Her appointment followed upon three and a half years as ambassador to the Kyrgyz Republic, and before that a brief stint as Deputy Chief of Mission at the U.S. Embassy in Astana, Kazakhstan. Previously she served as Consul General in Vladivostok, Russia from 2002 to 2004.  From 2000 to 2002 she was Assistant Coordinator at the U.S. Embassy in Moscow.  Her reputation in Washington inner circles was sufficiently high to have her name mentioned in one Washington Post article listing rumored possible nominees for the post of Ambassador to Russia that was filled in early 2014.
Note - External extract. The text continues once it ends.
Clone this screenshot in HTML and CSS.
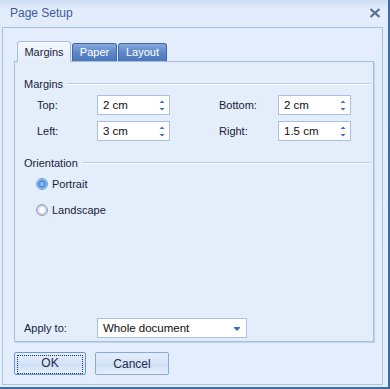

Born in Columbus, Ohio on July 14, 1954 to parents Thaddeus and Lois Price Spratlen, and raised in Washington State and California, Pamela Spratlen graduated from Crenshaw High School in Los Angeles in 1972 and earned a Bachelor’s degree in Psychology from Wellesley College in Massachusetts in 1976. After graduation, she returned to California to work for the Los Angeles-based Volunteers in Service to America (VISTA) and other public service organizations. In 1981 she earned an M.A. from the School of Public Policy at the University of California, Berkeley, and she holds an additional Master’s in Strategic Studies from the U.S. Army War College in Washington, D.C.  That M.A. was received in 2006. From 1981 to 1989, Spratlen served as senior consultant in Sacramento to the California Legislature’s Joint Legislative Budget and Assembly Ways and Means Committees, advising them on oversight of the state’s $3 billion higher education budget.

Spratlen first joined the U.S. State Department in 1990 as an economic officer, and spent her first tour in Guatemala, 1990-1992. She also participated in two multilateral missions, the U.S. Mission to the Organization of American States from 1992 to 1994, and the U.S. Mission to the Organization for Economic Cooperation and Development from 1995 to 1998. She worked in the Executive Secretariat of the State Department from 1999-2000. The foreign languages she commands are Russian, French, and Spanish.